Make an exact copy of all the material below, apart from the pictures.

=== PROVIDED MATERIAL ===
---+---
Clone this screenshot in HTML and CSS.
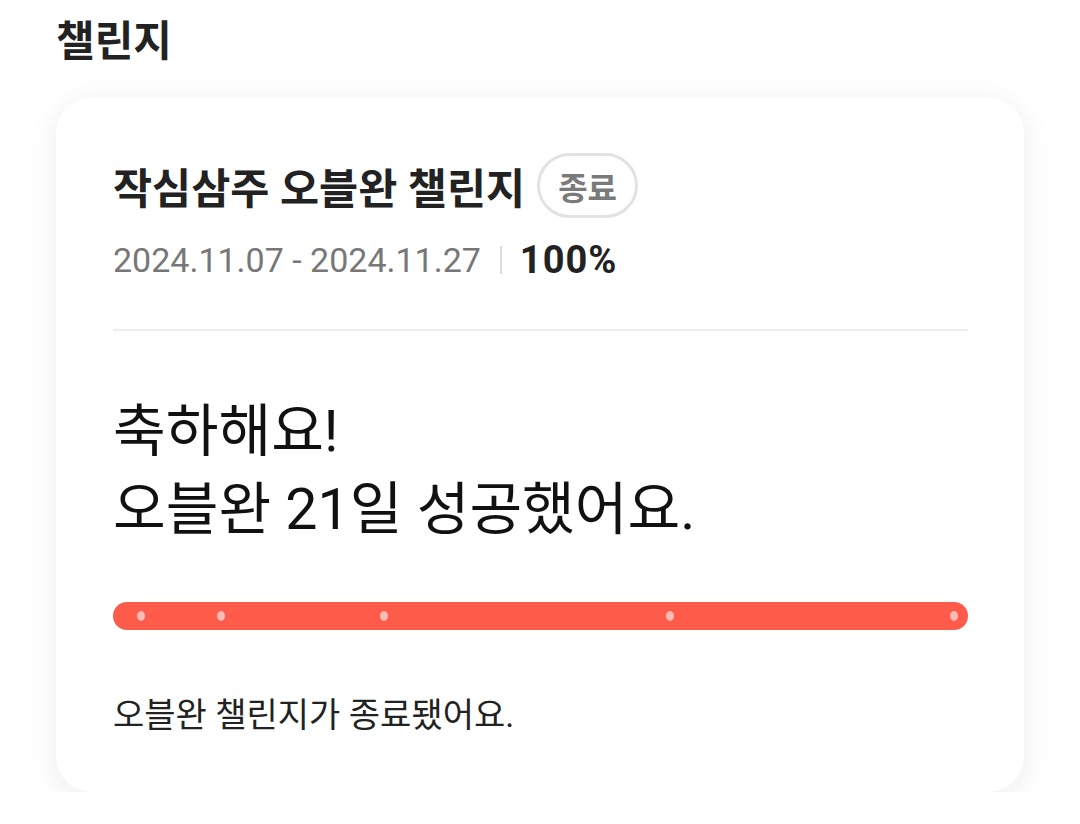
FILE: index.html
```html
<!DOCTYPE html>
<html lang="ko">

<head>
    <meta charset="UTF-8">
    <meta name="viewport" content="width=device-width, initial-scale=1.0">
    <title>챌린지</title>
    <link rel="stylesheet" href="styles.css">
</head>

<body>
    <div class="page">
        <h2 class="section-title">챌린지</h2>

        <div class="card">
            <div class="card-head">
                <span class="challenge-name">작심삼주 오블완 챌린지</span>
                <span class="badge">종료</span>
            </div>
            <div class="meta">
                <span class="period">2024.11.07 - 2024.11.27</span>
                <span class="sep"></span>
                <span class="rate">100%</span>
            </div>

            <hr class="divider">

            <p class="congrats">축하해요!<br>오블완 21일 성공했어요.</p>

            <div class="progress">
                <span class="dot" style="left: 3.3%"></span>
                <span class="dot" style="left: 12.6%"></span>
                <span class="dot" style="left: 31.7%"></span>
                <span class="dot" style="left: 65.1%"></span>
                <span class="dot" style="left: 98.4%"></span>
            </div>

            <p class="notice">오블완 챌린지가 종료됐어요.</p>
        </div>
    </div>
</body>

</html>
```

FILE: styles.css
```css
body {
    margin: 0;
    background-color: #fff;
    font-family: Roboto, "Noto Sans CJK KR", sans-serif;
    color: #222;
}

.page {
    padding: 12px 56px 0 56px;
}

.section-title {
    margin: 0;
    font-size: 42px;
    font-weight: 700;
    line-height: 60px;
    color: #222;
}

.card {
    margin-top: 25px;
    width: 968px;
    height: 695px;
    box-sizing: border-box;
    background-color: #fff;
    border-radius: 36px;
    padding: 56px 56px 0 57px;
    box-shadow: 0 6px 30px rgba(0, 0, 0, 0.08);
}

.card-head {
    display: flex;
    align-items: center;
    gap: 12px;
    height: 65px;
}

.challenge-name {
    font-size: 42.5px;
    font-weight: 700;
    color: #222;
}

.badge {
    display: inline-flex;
    align-items: center;
    justify-content: center;
    height: 65px;
    padding: 0 18px;
    box-sizing: border-box;
    border: 3px solid #e2e2e2;
    border-radius: 33px;
    font-size: 32px;
    font-weight: 700;
    color: #7a7a7a;
}

.meta {
    display: flex;
    align-items: center;
    margin-top: 20px;
    font-size: 34px;
    line-height: 44px;
}

.period {
    color: #777;
}

.sep {
    width: 2px;
    height: 28px;
    background-color: #ddd;
    margin: 0 18px 0 19px;
}

.rate {
    font-weight: 700;
    font-size: 38px;
    letter-spacing: 1px;
    color: #222;
}

.divider {
    margin: 47px 0 0 0;
    border: none;
    height: 2px;
    background-color: #eee;
}

.congrats {
    margin: 62px 0 0 0;
    font-size: 57.3px;
    line-height: 78px;
    color: #111;
}

.progress {
    position: relative;
    height: 28px;
    margin-top: 53px;
    border-radius: 14px;
    background-color: #ff5b4b;
}

.dot {
    position: absolute;
    top: 9px;
    width: 8px;
    height: 10px;
    margin-left: -4px;
    border-radius: 50%;
    background-color: #ffbcb4;
}

.notice {
    margin: 63px 0 0 0;
    font-size: 34px;
    line-height: 44px;
    color: #222;
}
```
---+---
=== SOLUTION TO THIS TASK ===
Clone this screenshot in HTML and CSS.
FILE: index.html
```html
<!DOCTYPE html>
<html lang="ko">

<head>
    <meta charset="UTF-8">
    <meta name="viewport" content="width=device-width, initial-scale=1.0">
    <title>챌린지</title>
    <link rel="stylesheet" href="styles.css">
</head>

<body>
    <div class="page">
        <h2 class="section-title">챌린지</h2>

        <div class="card">
            <div class="card-head">
                <span class="challenge-name">작심삼주 오블완 챌린지</span>
                <span class="badge">종료</span>
            </div>
            <div class="meta">
                <span class="period">2024.11.07 - 2024.11.27</span>
                <span class="sep"></span>
                <span class="rate">100%</span>
            </div>

            <hr class="divider">

            <p class="congrats">축하해요!<br>오블완 21일 성공했어요.</p>

            <div class="progress">
                <span class="dot" style="left: 3.3%"></span>
                <span class="dot" style="left: 12.6%"></span>
                <span class="dot" style="left: 31.7%"></span>
                <span class="dot" style="left: 65.1%"></span>
                <span class="dot" style="left: 98.4%"></span>
            </div>

            <p class="notice">오블완 챌린지가 종료됐어요.</p>
        </div>
    </div>
</body>

</html>
```

FILE: styles.css
```css
body {
    margin: 0;
    background-color: #fff;
    font-family: Roboto, "Noto Sans CJK KR", sans-serif;
    color: #222;
}

.page {
    padding: 12px 56px 0 56px;
}

.section-title {
    margin: 0;
    font-size: 42px;
    font-weight: 700;
    line-height: 60px;
    color: #222;
}

.card {
    margin-top: 25px;
    width: 968px;
    height: 695px;
    box-sizing: border-box;
    background-color: #fff;
    border-radius: 36px;
    padding: 56px 56px 0 57px;
    box-shadow: 0 6px 30px rgba(0, 0, 0, 0.08);
}

.card-head {
    display: flex;
    align-items: center;
    gap: 12px;
    height: 65px;
}

.challenge-name {
    font-size: 42.5px;
    font-weight: 700;
    color: #222;
}

.badge {
    display: inline-flex;
    align-items: center;
    justify-content: center;
    height: 65px;
    padding: 0 18px;
    box-sizing: border-box;
    border: 3px solid #e2e2e2;
    border-radius: 33px;
    font-size: 32px;
    font-weight: 700;
    color: #7a7a7a;
}

.meta {
    display: flex;
    align-items: center;
    margin-top: 20px;
    font-size: 34px;
    line-height: 44px;
}

.period {
    color: #777;
}

.sep {
    width: 2px;
    height: 28px;
    background-color: #ddd;
    margin: 0 18px 0 19px;
}

.rate {
    font-weight: 700;
    font-size: 38px;
    letter-spacing: 1px;
    color: #222;
}

.divider {
    margin: 47px 0 0 0;
    border: none;
    height: 2px;
    background-color: #eee;
}

.congrats {
    margin: 62px 0 0 0;
    font-size: 57.3px;
    line-height: 78px;
    color: #111;
}

.progress {
    position: relative;
    height: 28px;
    margin-top: 53px;
    border-radius: 14px;
    background-color: #ff5b4b;
}

.dot {
    position: absolute;
    top: 9px;
    width: 8px;
    height: 10px;
    margin-left: -4px;
    border-radius: 50%;
    background-color: #ffbcb4;
}

.notice {
    margin: 63px 0 0 0;
    font-size: 34px;
    line-height: 44px;
    color: #222;
}
```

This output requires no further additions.